> Provided data:
start

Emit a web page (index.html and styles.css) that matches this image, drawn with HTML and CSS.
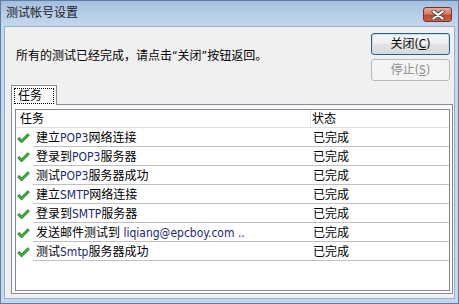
FILE: index.html
```html
<!DOCTYPE html>
<html>
<head>
<meta charset="utf-8">
<link rel="stylesheet" href="styles.css">
</head>
<body>
<div class="window">
  <div class="titlebar">
    <span class="title">测试帐号设置</span>
    <span class="close">
      <svg width="14" height="10" viewBox="0 0 14 10"><path d="M2.5 1.5 L11.5 8.5 M11.5 1.5 L2.5 8.5" stroke="#4a4a4a" stroke-width="4" stroke-linecap="round" fill="none"/><path d="M2.5 1.5 L11.5 8.5 M11.5 1.5 L2.5 8.5" stroke="#ffffff" stroke-width="2.2" stroke-linecap="round" fill="none"/></svg>
    </span>
  </div>
  <div class="client">
    <div class="top">
      <p class="msg">所有的测试已经完成，请点击“关闭”按钮返回。</p>
      <div class="buttons">
        <button class="btn default">关闭(<u>C</u>)</button>
        <button class="btn" disabled>停止(<u>S</u>)</button>
      </div>
    </div>
    <div class="tabs">
      <div class="tabstrip"><div class="tab"><span class="focus">任务</span></div></div>
      <div class="panel">
        <div class="list">
          <div class="header"><span class="h-task">任务</span><span class="h-status">状态</span></div>
          <div class="row"><span class="icon"><svg width="13" height="10" viewBox="0 0 13 10"><path d="M1.2 5 L4.6 8.4 L11.8 1.3" stroke="#17701c" stroke-width="2.8" fill="none"/><path d="M1.2 5 L4.6 8.4 L11.8 1.3" stroke="#3fbf3a" stroke-width="1.4" fill="none"/></svg></span><span class="cells"><span class="task">建立<span class="en">POP3</span>网络连接</span><span class="status">已完成</span></span></div>
          <div class="row"><span class="icon"><svg width="13" height="10" viewBox="0 0 13 10"><path d="M1.2 5 L4.6 8.4 L11.8 1.3" stroke="#17701c" stroke-width="2.8" fill="none"/><path d="M1.2 5 L4.6 8.4 L11.8 1.3" stroke="#3fbf3a" stroke-width="1.4" fill="none"/></svg></span><span class="cells"><span class="task">登录到<span class="en">POP3</span>服务器</span><span class="status">已完成</span></span></div>
          <div class="row"><span class="icon"><svg width="13" height="10" viewBox="0 0 13 10"><path d="M1.2 5 L4.6 8.4 L11.8 1.3" stroke="#17701c" stroke-width="2.8" fill="none"/><path d="M1.2 5 L4.6 8.4 L11.8 1.3" stroke="#3fbf3a" stroke-width="1.4" fill="none"/></svg></span><span class="cells"><span class="task">测试<span class="en">POP3</span>服务器成功</span><span class="status">已完成</span></span></div>
          <div class="row"><span class="icon"><svg width="13" height="10" viewBox="0 0 13 10"><path d="M1.2 5 L4.6 8.4 L11.8 1.3" stroke="#17701c" stroke-width="2.8" fill="none"/><path d="M1.2 5 L4.6 8.4 L11.8 1.3" stroke="#3fbf3a" stroke-width="1.4" fill="none"/></svg></span><span class="cells"><span class="task">建立<span class="en">SMTP</span>网络连接</span><span class="status">已完成</span></span></div>
          <div class="row"><span class="icon"><svg width="13" height="10" viewBox="0 0 13 10"><path d="M1.2 5 L4.6 8.4 L11.8 1.3" stroke="#17701c" stroke-width="2.8" fill="none"/><path d="M1.2 5 L4.6 8.4 L11.8 1.3" stroke="#3fbf3a" stroke-width="1.4" fill="none"/></svg></span><span class="cells"><span class="task">登录到<span class="en">SMTP</span>服务器</span><span class="status">已完成</span></span></div>
          <div class="row"><span class="icon"><svg width="13" height="10" viewBox="0 0 13 10"><path d="M1.2 5 L4.6 8.4 L11.8 1.3" stroke="#17701c" stroke-width="2.8" fill="none"/><path d="M1.2 5 L4.6 8.4 L11.8 1.3" stroke="#3fbf3a" stroke-width="1.4" fill="none"/></svg></span><span class="cells"><span class="task">发送邮件测试到 <span class="en">liqiang@epcboy.com ..</span></span><span class="status">已完成</span></span></div>
          <div class="row"><span class="icon"><svg width="13" height="10" viewBox="0 0 13 10"><path d="M1.2 5 L4.6 8.4 L11.8 1.3" stroke="#17701c" stroke-width="2.8" fill="none"/><path d="M1.2 5 L4.6 8.4 L11.8 1.3" stroke="#3fbf3a" stroke-width="1.4" fill="none"/></svg></span><span class="cells"><span class="task">测试<span class="en">Smtp</span>服务器成功</span><span class="status">已完成</span></span></div>
        </div>
      </div>
    </div>
  </div>
</div>
</body>
</html>
```

FILE: styles.css
```css
body {
  margin: 0;
  font-family: "DejaVu Sans Condensed", "Noto Sans CJK SC", sans-serif;
  font-size: 12px;
  color: #000;
}

.window {
  width: 459px;
  height: 304px;
  box-sizing: border-box;
  border: 1px solid #5c7ea4;
  background: #c3d7ed;
  display: flex;
  flex-direction: column;
}

.titlebar {
  height: 25px;
  flex: none;
  display: flex;
  align-items: flex-start;
  background: linear-gradient(#a3bedd, #b6cde7 12px, #c3d7ed);
}

.title {
  padding-left: 5px;
  line-height: 24px;
  color: #1b1b1b;
}

.close {
  margin-left: auto;
  margin-right: 6px;
  margin-top: 6px;
  width: 29px;
  height: 15px;
  box-sizing: border-box;
  border: 1px solid #7a3128;
  border-radius: 3px;
  background: linear-gradient(#e6ab9e, #d57a69 45%, #c04a35 55%, #c9614c);
  display: flex;
  justify-content: center;
  align-items: center;
}

.close svg { display: block; }

.client {
  flex: 1;
  min-height: 0;
  margin: 0 3px 4px 3px;
  background: #f0f0f0;
  border: 1px solid #9bb1cc;
  display: flex;
  flex-direction: column;
}

.top {
  display: flex;
  justify-content: space-between;
  padding: 6px 4px 0 11px;
}

.msg {
  margin: 15px 0 0;
  line-height: 16px;
}

.buttons {
  display: flex;
  flex-direction: column;
  gap: 4px;
}

.btn {
  width: 79px;
  height: 22px;
  box-sizing: border-box;
  border: 1px solid #707070;
  border-radius: 3px;
  background: linear-gradient(#f2f2f2, #ebebeb 50%, #dddddd 50%, #cfcfcf);
  font-family: inherit;
  font-size: 12px;
  line-height: 18px;
  padding: 0;
  color: #000;
}

.btn.default {
  border-color: #2f5f87;
  box-shadow: inset 0 0 0 1px #bfe3f6;
  background: linear-gradient(#f6f6f6, #eeeeee 50%, #e3e3e3 50%, #dadada);
}

.btn:disabled {
  border-color: #b5b9bc;
  background: #f4f4f4;
  color: #8d8d8d;
}

.btn u { text-decoration: underline; text-underline-offset: 1px; }

.tabs {
  flex: 1;
  display: flex;
  flex-direction: column;
  margin: 4px 1px 4px 6px;
}

.tabstrip { display: flex; }

.tab {
  width: 46px;
  height: 20px;
  box-sizing: border-box;
  border: 1px solid #898c95;
  border-bottom: none;
  background: #fcfcfc;
  padding: 2px 2px 0;
  margin-bottom: -1px;
  position: relative;
  z-index: 1;
}

.focus {
  display: block;
  height: 16px;
  box-sizing: border-box;
  border: 1px dotted #000;
  line-height: 14px;
  padding-left: 3px;
}

.panel {
  flex: 1;
  display: flex;
  border: 1px solid #898c95;
  background: #fcfcfc;
  padding: 4px 2px 2px 3px;
}

.list {
  flex: 1;
  border: 1px solid #828790;
  background: #fff;
}

.header {
  display: flex;
  height: 18px;
  box-sizing: border-box;
  border-bottom: 1px solid #e0e0e0;
  line-height: 17px;
}

.h-task {
  width: 295px;
  box-sizing: border-box;
  padding-left: 4px;
  padding-top: 1px;
  border-right: 1px solid #e5e5e5;
}

.h-status {
  padding-left: 1px;
  padding-top: 1px;
}

.row {
  display: flex;
  height: 19px;
}

.icon {
  width: 17px;
  flex: none;
  box-sizing: border-box;
  padding-left: 1px;
  padding-top: 1px;
  display: flex;
  align-items: center;
}

.icon svg { display: block; }

.cells {
  flex: 1;
  display: flex;
  box-sizing: border-box;
  border-bottom: 1px solid #c0c0c0;
  line-height: 17px;
  padding-top: 2px;
}

.task {
  width: 277px;
  box-sizing: border-box;
  padding-left: 3px;
  white-space: nowrap;
}

.status {
  padding-left: 3px;
}

.en { color: #1c2878; }
```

end

> Task brief: Check each line of the listing above for the string "styles", then report only how many lines have it.

> Result of this exercise: 3